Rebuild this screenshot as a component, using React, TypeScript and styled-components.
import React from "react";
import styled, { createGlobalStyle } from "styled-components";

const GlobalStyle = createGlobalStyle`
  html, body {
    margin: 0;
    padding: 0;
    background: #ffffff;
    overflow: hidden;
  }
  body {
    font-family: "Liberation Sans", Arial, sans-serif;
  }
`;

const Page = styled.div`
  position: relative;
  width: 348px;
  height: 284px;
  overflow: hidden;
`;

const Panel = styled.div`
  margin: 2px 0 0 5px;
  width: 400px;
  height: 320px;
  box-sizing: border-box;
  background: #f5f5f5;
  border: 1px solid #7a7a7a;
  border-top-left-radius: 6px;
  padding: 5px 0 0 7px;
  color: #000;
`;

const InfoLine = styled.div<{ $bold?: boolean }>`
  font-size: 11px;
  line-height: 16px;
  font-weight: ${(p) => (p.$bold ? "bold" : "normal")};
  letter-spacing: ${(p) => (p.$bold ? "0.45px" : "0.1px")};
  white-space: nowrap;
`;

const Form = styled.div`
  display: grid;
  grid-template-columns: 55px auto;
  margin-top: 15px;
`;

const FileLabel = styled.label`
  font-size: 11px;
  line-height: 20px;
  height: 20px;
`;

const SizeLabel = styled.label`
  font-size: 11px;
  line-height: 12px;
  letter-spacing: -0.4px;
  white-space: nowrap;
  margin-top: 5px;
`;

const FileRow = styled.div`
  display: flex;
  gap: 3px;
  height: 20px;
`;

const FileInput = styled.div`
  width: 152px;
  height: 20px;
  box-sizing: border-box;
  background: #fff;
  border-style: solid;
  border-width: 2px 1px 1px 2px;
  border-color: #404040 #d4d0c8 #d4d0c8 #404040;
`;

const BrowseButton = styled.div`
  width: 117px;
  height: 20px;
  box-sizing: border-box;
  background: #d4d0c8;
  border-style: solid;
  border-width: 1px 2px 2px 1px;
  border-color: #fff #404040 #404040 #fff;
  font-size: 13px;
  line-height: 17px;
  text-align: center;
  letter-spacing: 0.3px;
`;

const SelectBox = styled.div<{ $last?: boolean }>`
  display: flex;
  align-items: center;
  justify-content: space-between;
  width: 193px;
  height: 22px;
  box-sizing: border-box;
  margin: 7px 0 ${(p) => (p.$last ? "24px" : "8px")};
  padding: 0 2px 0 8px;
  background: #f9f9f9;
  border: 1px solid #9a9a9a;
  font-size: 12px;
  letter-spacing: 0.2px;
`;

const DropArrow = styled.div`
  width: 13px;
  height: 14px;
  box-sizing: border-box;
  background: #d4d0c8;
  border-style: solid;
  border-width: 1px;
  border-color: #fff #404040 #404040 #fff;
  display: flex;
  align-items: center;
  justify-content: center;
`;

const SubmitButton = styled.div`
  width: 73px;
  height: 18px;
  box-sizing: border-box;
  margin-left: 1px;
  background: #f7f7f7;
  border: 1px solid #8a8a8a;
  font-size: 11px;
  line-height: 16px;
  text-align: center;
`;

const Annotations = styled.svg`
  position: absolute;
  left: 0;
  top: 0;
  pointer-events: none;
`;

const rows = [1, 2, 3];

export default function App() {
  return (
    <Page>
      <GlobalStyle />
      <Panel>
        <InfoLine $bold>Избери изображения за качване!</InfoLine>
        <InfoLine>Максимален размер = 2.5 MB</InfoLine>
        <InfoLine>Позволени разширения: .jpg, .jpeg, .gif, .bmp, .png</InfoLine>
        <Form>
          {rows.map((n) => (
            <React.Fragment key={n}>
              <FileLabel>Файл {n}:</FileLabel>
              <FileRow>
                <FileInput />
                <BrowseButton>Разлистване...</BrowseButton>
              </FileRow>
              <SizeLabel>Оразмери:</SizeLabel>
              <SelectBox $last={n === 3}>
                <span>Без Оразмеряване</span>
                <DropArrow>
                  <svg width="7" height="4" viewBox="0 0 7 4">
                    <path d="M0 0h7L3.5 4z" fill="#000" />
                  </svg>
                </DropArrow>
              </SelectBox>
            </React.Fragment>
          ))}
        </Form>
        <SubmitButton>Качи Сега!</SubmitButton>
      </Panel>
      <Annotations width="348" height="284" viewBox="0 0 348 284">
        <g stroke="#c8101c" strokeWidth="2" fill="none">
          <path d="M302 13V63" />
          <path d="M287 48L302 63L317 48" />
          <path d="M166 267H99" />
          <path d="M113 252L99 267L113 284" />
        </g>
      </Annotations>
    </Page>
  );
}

What you should do
Would you copy out each line exactly as written?

Task output
Rebuild this screenshot as a component, using React, TypeScript and styled-components.
import React from "react";
import styled, { createGlobalStyle } from "styled-components";

const GlobalStyle = createGlobalStyle`
  html, body {
    margin: 0;
    padding: 0;
    background: #ffffff;
    overflow: hidden;
  }
  body {
    font-family: "Liberation Sans", Arial, sans-serif;
  }
`;

const Page = styled.div`
  position: relative;
  width: 348px;
  height: 284px;
  overflow: hidden;
`;

const Panel = styled.div`
  margin: 2px 0 0 5px;
  width: 400px;
  height: 320px;
  box-sizing: border-box;
  background: #f5f5f5;
  border: 1px solid #7a7a7a;
  border-top-left-radius: 6px;
  padding: 5px 0 0 7px;
  color: #000;
`;

const InfoLine = styled.div<{ $bold?: boolean }>`
  font-size: 11px;
  line-height: 16px;
  font-weight: ${(p) => (p.$bold ? "bold" : "normal")};
  letter-spacing: ${(p) => (p.$bold ? "0.45px" : "0.1px")};
  white-space: nowrap;
`;

const Form = styled.div`
  display: grid;
  grid-template-columns: 55px auto;
  margin-top: 15px;
`;

const FileLabel = styled.label`
  font-size: 11px;
  line-height: 20px;
  height: 20px;
`;

const SizeLabel = styled.label`
  font-size: 11px;
  line-height: 12px;
  letter-spacing: -0.4px;
  white-space: nowrap;
  margin-top: 5px;
`;

const FileRow = styled.div`
  display: flex;
  gap: 3px;
  height: 20px;
`;

const FileInput = styled.div`
  width: 152px;
  height: 20px;
  box-sizing: border-box;
  background: #fff;
  border-style: solid;
  border-width: 2px 1px 1px 2px;
  border-color: #404040 #d4d0c8 #d4d0c8 #404040;
`;

const BrowseButton = styled.div`
  width: 117px;
  height: 20px;
  box-sizing: border-box;
  background: #d4d0c8;
  border-style: solid;
  border-width: 1px 2px 2px 1px;
  border-color: #fff #404040 #404040 #fff;
  font-size: 13px;
  line-height: 17px;
  text-align: center;
  letter-spacing: 0.3px;
`;

const SelectBox = styled.div<{ $last?: boolean }>`
  display: flex;
  align-items: center;
  justify-content: space-between;
  width: 193px;
  height: 22px;
  box-sizing: border-box;
  margin: 7px 0 ${(p) => (p.$last ? "24px" : "8px")};
  padding: 0 2px 0 8px;
  background: #f9f9f9;
  border: 1px solid #9a9a9a;
  font-size: 12px;
  letter-spacing: 0.2px;
`;

const DropArrow = styled.div`
  width: 13px;
  height: 14px;
  box-sizing: border-box;
  background: #d4d0c8;
  border-style: solid;
  border-width: 1px;
  border-color: #fff #404040 #404040 #fff;
  display: flex;
  align-items: center;
  justify-content: center;
`;

const SubmitButton = styled.div`
  width: 73px;
  height: 18px;
  box-sizing: border-box;
  margin-left: 1px;
  background: #f7f7f7;
  border: 1px solid #8a8a8a;
  font-size: 11px;
  line-height: 16px;
  text-align: center;
`;

const Annotations = styled.svg`
  position: absolute;
  left: 0;
  top: 0;
  pointer-events: none;
`;

const rows = [1, 2, 3];

export default function App() {
  return (
    <Page>
      <GlobalStyle />
      <Panel>
        <InfoLine $bold>Избери изображения за качване!</InfoLine>
        <InfoLine>Максимален размер = 2.5 MB</InfoLine>
        <InfoLine>Позволени разширения: .jpg, .jpeg, .gif, .bmp, .png</InfoLine>
        <Form>
          {rows.map((n) => (
            <React.Fragment key={n}>
              <FileLabel>Файл {n}:</FileLabel>
              <FileRow>
                <FileInput />
                <BrowseButton>Разлистване...</BrowseButton>
              </FileRow>
              <SizeLabel>Оразмери:</SizeLabel>
              <SelectBox $last={n === 3}>
                <span>Без Оразмеряване</span>
                <DropArrow>
                  <svg width="7" height="4" viewBox="0 0 7 4">
                    <path d="M0 0h7L3.5 4z" fill="#000" />
                  </svg>
                </DropArrow>
              </SelectBox>
            </React.Fragment>
          ))}
        </Form>
        <SubmitButton>Качи Сега!</SubmitButton>
      </Panel>
      <Annotations width="348" height="284" viewBox="0 0 348 284">
        <g stroke="#c8101c" strokeWidth="2" fill="none">
          <path d="M302 13V63" />
          <path d="M287 48L302 63L317 48" />
          <path d="M166 267H99" />
          <path d="M113 252L99 267L113 284" />
        </g>
      </Annotations>
    </Page>
  );
}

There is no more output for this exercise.